How to Make a Pinterest Webservice

Pinterest currently does not have an official webservice API. It seems kind of crazy in this day and age. They really should have one. I can't think what the business reasons might be for not having one.

They've not had one for long enough that it's high time we write our own. It'll be surprisingly easy with a few choice tools

Webservice API on NodeJs

NodeJs is just a fun platform to write IO-heavy applications for the web. We're going to write a quick RESTful endpoint using the Express library that allows us to consume real Pinterest content that's not available via a pre-existing service.

Screen Scrape Pinterest

Given no API, we're left to our own devices. The data for Pinterest is only exposed via the UI on the website. We're going to have our service visit that UI and grab the data that we need as a user of a web browser would see it. This is screen scraping. There a lot of downsides here, but we wouldn't be trying it if there was an API already.

One down side is that our service will be brittle. If Pinterest ever changes the layout of the page, our service won't be able to bring back the right data. Our solution will be simple, so it'll be easy to update, but this should be a red flag not to do anything mission critical via screen scraping unless you're giving it your full attention.

Another down side might be speed.
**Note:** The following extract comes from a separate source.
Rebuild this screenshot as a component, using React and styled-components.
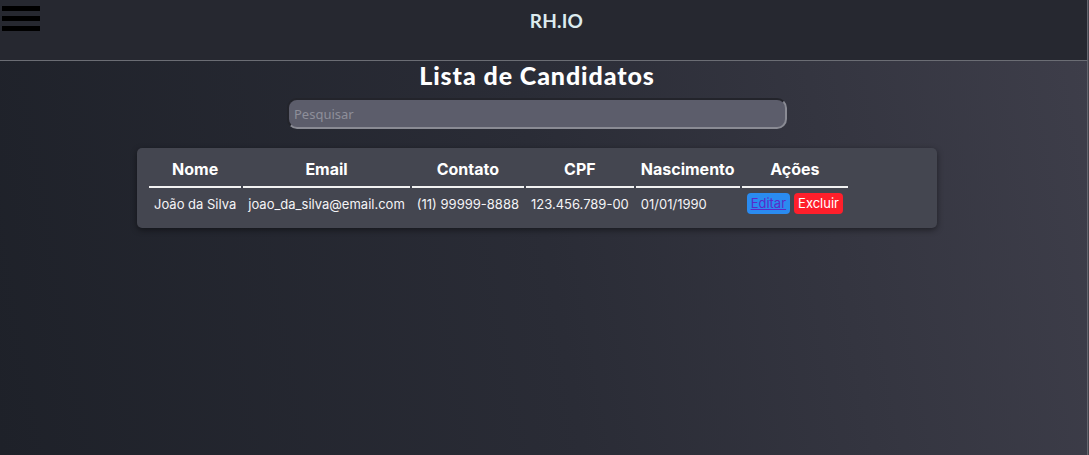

Screen scraping a UI is not the fastest way to get data. We'll try and help mitigate this with the fastest tools that we have. NodeJs is a blasted fast web server. A library called cheerio is supposedly best-in-class for screen scraping (advertised as 8x faster than jsdom).

Caching

To make this retrieval even faster for repeat use, caching could be very helpful. We could cache in our service what we get back from pinterest via some datastore or we could cache in our client. Best practices here will be very dependent on your use case. These kind of enhancements have been made over and over again and would only clutter the simple Pinterest interaction, so I will exclude them for now.

Getting Pinterest Data

Here's the final solution in all its glory. This snippet only includes only the code inside the Express route.

// request is a library for making http requests
var request = require('request');

// cheerio is a lib for screen scraping
var cheerio = require('cheerio');

// req and res are express vars for the request and response
exports.list = function (req, res) {

  // this is the actual request to the pinterest page I care about
  request('http://pinterest.com/jaketrent/pins/', function(err, resp, body){
  
    // get ready for scraping
    var $ = cheerio.load(body);
    var pins = [];
    var $pin;
    var $pins = $('.pin');

    var i = 0;
    
    // scraping only the 1st 10 pins;  you could get them all
    for (i; i < 10; ++i) {
      $pin = $pins.eq(i);
      
      // Finding the bits on the page we care about based on class names
      pins.push({
        img: $pin.find('.PinImageImg').attr('src'),
        url: 'http://pinterest.com' + $pin.find('.ImgLink').attr('href'),
        desc: $pin.find('.description').text()
      });
    }
    
    // respond with the final json
    res.send(pins);
  });
};

When I wrote it out for my own use, I was surprised at the brevity. I love it. Given, there's no handling of any errors or attempts to make this semi-robust. This just gets us the data on a good day.

The final json that's exposed at our chosen Express endpoint looks like it this:

[ {
    "img": "http://myimg.jpg",
    "url": "http://pinterest.com/pin/mypin",
    "desc": "Sweetest pin ever"
  }, {
  // ...
]

It's ready for use by a json-ready client. So stinkin easy. We're connecting the web together, and it's awesome! Now the world will know of the baked goods and flower arrangements that we love the most.